## begin

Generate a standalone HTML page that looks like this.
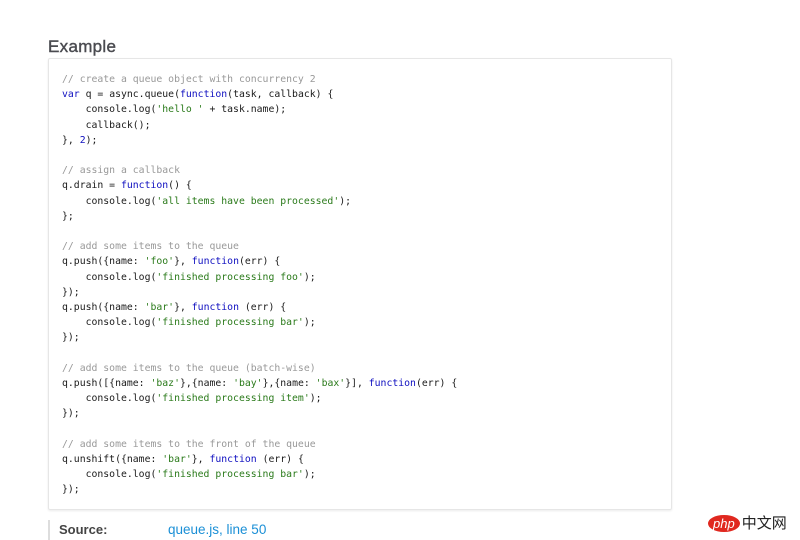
<!DOCTYPE html>
<html><head><meta charset="utf-8"><style>
body{margin:0;width:800px;height:540px;background:#fff;position:relative;overflow:hidden;font-family:"Liberation Sans",sans-serif}
h3{position:absolute;left:48px;top:37px;margin:0;font-size:17px;font-weight:normal;color:#4a4b50;letter-spacing:0.3px;-webkit-text-stroke:0.4px #4a4b50}
.box{position:absolute;left:48px;top:58px;width:622px;height:450px;border:1px solid #e6e6e6;box-shadow:0 1px 2px rgba(0,0,0,.08);border-radius:2px}
pre{position:absolute;left:62px;top:72px;margin:0;font-family:"DejaVu Sans Mono",monospace;font-size:9.8px;line-height:15.2px;color:#1a1a1a}
.c{color:#999}.k{color:#1010c0}.s{color:#2a7a1a}
.src{position:absolute;left:48px;top:520px;height:20px;border-left:2px solid #ddd;padding-left:9px;font-size:13px;line-height:20px}
.src b{color:#444}.src a{position:absolute;left:118px;top:0;color:#1a8fd6;white-space:nowrap;text-decoration:none;font-size:13.5px}
.logo{position:absolute;left:708px;top:512px;font-size:14px}
</style></head><body>
<h3>Example</h3>
<div class="box"></div>
<pre><span class="c">// create a queue object with concurrency 2</span>
<span class="k">var</span> q = async.queue(<span class="k">function</span>(task, callback) {
    console.log(<span class="s">'hello '</span> + task.name);
    callback();
}, <span class="k">2</span>);

<span class="c">// assign a callback</span>
q.drain = <span class="k">function</span>() {
    console.log(<span class="s">'all items have been processed'</span>);
};

<span class="c">// add some items to the queue</span>
q.push({name: <span class="s">'foo'</span>}, <span class="k">function</span>(err) {
    console.log(<span class="s">'finished processing foo'</span>);
});
q.push({name: <span class="s">'bar'</span>}, <span class="k">function</span> (err) {
    console.log(<span class="s">'finished processing bar'</span>);
});

<span class="c">// add some items to the queue (batch-wise)</span>
q.push([{name: <span class="s">'baz'</span>},{name: <span class="s">'bay'</span>},{name: <span class="s">'bax'</span>}], <span class="k">function</span>(err) {
    console.log(<span class="s">'finished processing item'</span>);
});

<span class="c">// add some items to the front of the queue</span>
q.unshift({name: <span class="s">'bar'</span>}, <span class="k">function</span> (err) {
    console.log(<span class="s">'finished processing bar'</span>);
});</pre>
<div class="src"><b>Source:</b><a>queue.js, line 50</a></div>
<div class="logo"><span style="display:inline-block;background:#e0281f;color:#fff;border-radius:50%;padding:0 5px;font-style:italic;font-size:13px;line-height:17px">php</span><span style="font-family:'Noto Sans CJK SC',sans-serif;color:#222;font-size:15px;margin-left:2px">中文网</span></div>
</body></html>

## end

Reproduce the material above verbatim; omit every picture.

**Reply:**
Generate a standalone HTML page that looks like this.
<!DOCTYPE html>
<html><head><meta charset="utf-8"><style>
body{margin:0;width:800px;height:540px;background:#fff;position:relative;overflow:hidden;font-family:"Liberation Sans",sans-serif}
h3{position:absolute;left:48px;top:37px;margin:0;font-size:17px;font-weight:normal;color:#4a4b50;letter-spacing:0.3px;-webkit-text-stroke:0.4px #4a4b50}
.box{position:absolute;left:48px;top:58px;width:622px;height:450px;border:1px solid #e6e6e6;box-shadow:0 1px 2px rgba(0,0,0,.08);border-radius:2px}
pre{position:absolute;left:62px;top:72px;margin:0;font-family:"DejaVu Sans Mono",monospace;font-size:9.8px;line-height:15.2px;color:#1a1a1a}
.c{color:#999}.k{color:#1010c0}.s{color:#2a7a1a}
.src{position:absolute;left:48px;top:520px;height:20px;border-left:2px solid #ddd;padding-left:9px;font-size:13px;line-height:20px}
.src b{color:#444}.src a{position:absolute;left:118px;top:0;color:#1a8fd6;white-space:nowrap;text-decoration:none;font-size:13.5px}
.logo{position:absolute;left:708px;top:512px;font-size:14px}
</style></head><body>
<h3>Example</h3>
<div class="box"></div>
<pre><span class="c">// create a queue object with concurrency 2</span>
<span class="k">var</span> q = async.queue(<span class="k">function</span>(task, callback) {
    console.log(<span class="s">'hello '</span> + task.name);
    callback();
}, <span class="k">2</span>);

<span class="c">// assign a callback</span>
q.drain = <span class="k">function</span>() {
    console.log(<span class="s">'all items have been processed'</span>);
};

<span class="c">// add some items to the queue</span>
q.push({name: <span class="s">'foo'</span>}, <span class="k">function</span>(err) {
    console.log(<span class="s">'finished processing foo'</span>);
});
q.push({name: <span class="s">'bar'</span>}, <span class="k">function</span> (err) {
    console.log(<span class="s">'finished processing bar'</span>);
});

<span class="c">// add some items to the queue (batch-wise)</span>
q.push([{name: <span class="s">'baz'</span>},{name: <span class="s">'bay'</span>},{name: <span class="s">'bax'</span>}], <span class="k">function</span>(err) {
    console.log(<span class="s">'finished processing item'</span>);
});

<span class="c">// add some items to the front of the queue</span>
q.unshift({name: <span class="s">'bar'</span>}, <span class="k">function</span> (err) {
    console.log(<span class="s">'finished processing bar'</span>);
});</pre>
<div class="src"><b>Source:</b><a>queue.js, line 50</a></div>
<div class="logo"><span style="display:inline-block;background:#e0281f;color:#fff;border-radius:50%;padding:0 5px;font-style:italic;font-size:13px;line-height:17px">php</span><span style="font-family:'Noto Sans CJK SC',sans-serif;color:#222;font-size:15px;margin-left:2px">中文网</span></div>
</body></html>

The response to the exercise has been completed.